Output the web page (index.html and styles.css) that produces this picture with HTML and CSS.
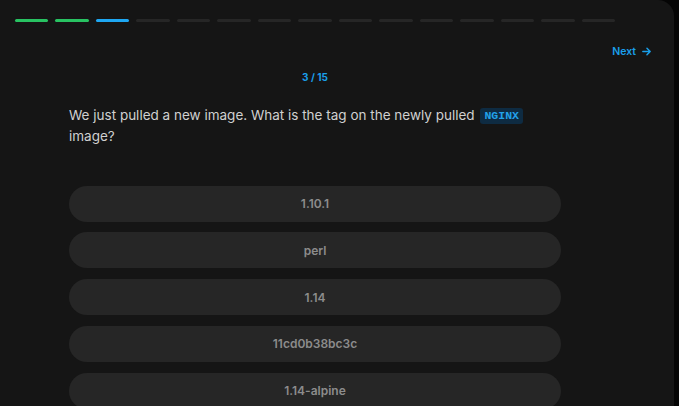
FILE: index.html
```html
<!DOCTYPE html>
<html>
<head>
<meta charset="utf-8">
<link rel="stylesheet" href="styles.css">
</head>
<body>
<div class="card">
  <div class="progress">
    <span class="seg done"></span><span class="seg done"></span><span class="seg current"></span>
    <span class="seg"></span><span class="seg"></span><span class="seg"></span><span class="seg"></span>
    <span class="seg"></span><span class="seg"></span><span class="seg"></span><span class="seg"></span>
    <span class="seg"></span><span class="seg"></span><span class="seg"></span><span class="seg"></span>
  </div>
  <div class="nav">
    <a class="next">Next
      <svg width="11" height="11" viewBox="0 0 12 12" fill="none" stroke="currentColor" stroke-width="1.6" stroke-linecap="round" stroke-linejoin="round"><path d="M2 6h8M6.5 2.5L10 6l-3.5 3.5"/></svg>
    </a>
  </div>
  <div class="content">
    <div class="counter">3 / 15</div>
    <p class="question">We just pulled a new image. What is the tag on the newly pulled <code class="code">NGINX</code> image?</p>
    <div class="options">
      <div class="option">1.10.1</div>
      <div class="option">perl</div>
      <div class="option">1.14</div>
      <div class="option">11cd0b38bc3c</div>
      <div class="option">1.14-alpine</div>
    </div>
  </div>
</div>
</body>
</html>
```
FILE: styles.css
```css
html, body {
  margin: 0;
  padding: 0;
  background: #050505;
  height: 100%;
  overflow: hidden;
}
body {
  font-family: Inter, "Noto Sans", sans-serif;
}
.card {
  width: 674px;
  min-height: 460px;
  background: #151515;
  border-radius: 0 16px 0 0;
  box-sizing: border-box;
  padding-top: 19px;
}
.progress {
  display: flex;
  gap: 7px;
  width: 600px;
  margin-left: 15px;
}
.seg {
  flex: 1;
  height: 2.5px;
  border-radius: 2px;
  background: #262626;
}
.seg.done { background: #28c262; }
.seg.current { background: #1ea7f2; }
.nav {
  display: flex;
  justify-content: flex-end;
  padding-right: 22px;
  margin-top: 23px;
}
.next {
  display: flex;
  align-items: center;
  gap: 5px;
  color: #1a9fea;
  font-size: 10.5px;
  font-weight: 600;
  line-height: 14px;
}
.content {
  width: 492px;
  margin-left: 69px;
}
.counter {
  margin-top: 11px;
  text-align: center;
  color: #1a9fea;
  font-size: 10px;
  font-weight: 700;
  line-height: 14px;
}
.question {
  margin: 21px 0 0;
  color: #d0d0d0;
  font-size: 13.5px;
  line-height: 21px;
}
.code {
  display: inline-block;
  font-family: "Liberation Mono", monospace;
  font-size: 11.5px;
  font-weight: 700;
  line-height: 16px;
  padding: 0 4px;
  margin-left: 2px;
  border-radius: 3px;
  background: #0e2b42;
  color: #22a2ea;
  vertical-align: 1px;
}
.options {
  display: flex;
  flex-direction: column;
  gap: 10.75px;
  margin-top: 39px;
}
.option {
  height: 36px;
  border-radius: 18px;
  background: #262626;
  color: #8c8c8c;
  font-size: 12px;
  font-weight: 600;
  display: flex;
  align-items: center;
  justify-content: center;
}
```
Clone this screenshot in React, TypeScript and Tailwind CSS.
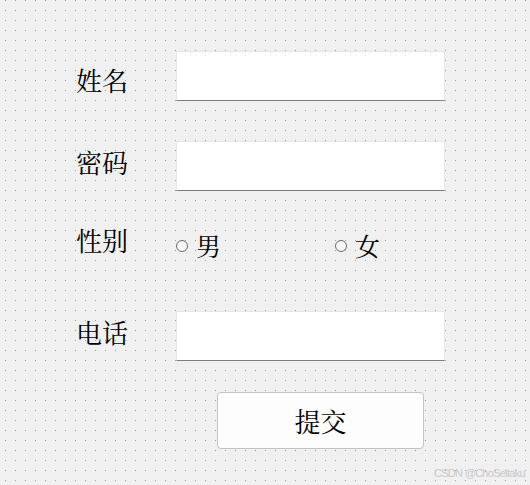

**Do this**
Each entry should be repeated exactly as it appears; the pictures stay out.

**Solution to the exercise**
Output the web page (index.html and styles.css) that produces this picture with HTML and CSS.
FILE: index.html
```html
<!DOCTYPE html>
<html>
<head>
<meta charset="utf-8">
<link rel="stylesheet" href="styles.css">
</head>
<body>
<div class="card">
  <div class="progress">
    <span class="seg done"></span><span class="seg done"></span><span class="seg current"></span>
    <span class="seg"></span><span class="seg"></span><span class="seg"></span><span class="seg"></span>
    <span class="seg"></span><span class="seg"></span><span class="seg"></span><span class="seg"></span>
    <span class="seg"></span><span class="seg"></span><span class="seg"></span><span class="seg"></span>
  </div>
  <div class="nav">
    <a class="next">Next
      <svg width="11" height="11" viewBox="0 0 12 12" fill="none" stroke="currentColor" stroke-width="1.6" stroke-linecap="round" stroke-linejoin="round"><path d="M2 6h8M6.5 2.5L10 6l-3.5 3.5"/></svg>
    </a>
  </div>
  <div class="content">
    <div class="counter">3 / 15</div>
    <p class="question">We just pulled a new image. What is the tag on the newly pulled <code class="code">NGINX</code> image?</p>
    <div class="options">
      <div class="option">1.10.1</div>
      <div class="option">perl</div>
      <div class="option">1.14</div>
      <div class="option">11cd0b38bc3c</div>
      <div class="option">1.14-alpine</div>
    </div>
  </div>
</div>
</body>
</html>
```
FILE: styles.css
```css
html, body {
  margin: 0;
  padding: 0;
  background: #050505;
  height: 100%;
  overflow: hidden;
}
body {
  font-family: Inter, "Noto Sans", sans-serif;
}
.card {
  width: 674px;
  min-height: 460px;
  background: #151515;
  border-radius: 0 16px 0 0;
  box-sizing: border-box;
  padding-top: 19px;
}
.progress {
  display: flex;
  gap: 7px;
  width: 600px;
  margin-left: 15px;
}
.seg {
  flex: 1;
  height: 2.5px;
  border-radius: 2px;
  background: #262626;
}
.seg.done { background: #28c262; }
.seg.current { background: #1ea7f2; }
.nav {
  display: flex;
  justify-content: flex-end;
  padding-right: 22px;
  margin-top: 23px;
}
.next {
  display: flex;
  align-items: center;
  gap: 5px;
  color: #1a9fea;
  font-size: 10.5px;
  font-weight: 600;
  line-height: 14px;
}
.content {
  width: 492px;
  margin-left: 69px;
}
.counter {
  margin-top: 11px;
  text-align: center;
  color: #1a9fea;
  font-size: 10px;
  font-weight: 700;
  line-height: 14px;
}
.question {
  margin: 21px 0 0;
  color: #d0d0d0;
  font-size: 13.5px;
  line-height: 21px;
}
.code {
  display: inline-block;
  font-family: "Liberation Mono", monospace;
  font-size: 11.5px;
  font-weight: 700;
  line-height: 16px;
  padding: 0 4px;
  margin-left: 2px;
  border-radius: 3px;
  background: #0e2b42;
  color: #22a2ea;
  vertical-align: 1px;
}
.options {
  display: flex;
  flex-direction: column;
  gap: 10.75px;
  margin-top: 39px;
}
.option {
  height: 36px;
  border-radius: 18px;
  background: #262626;
  color: #8c8c8c;
  font-size: 12px;
  font-weight: 600;
  display: flex;
  align-items: center;
  justify-content: center;
}
```
Clone this screenshot in React, TypeScript and Tailwind CSS.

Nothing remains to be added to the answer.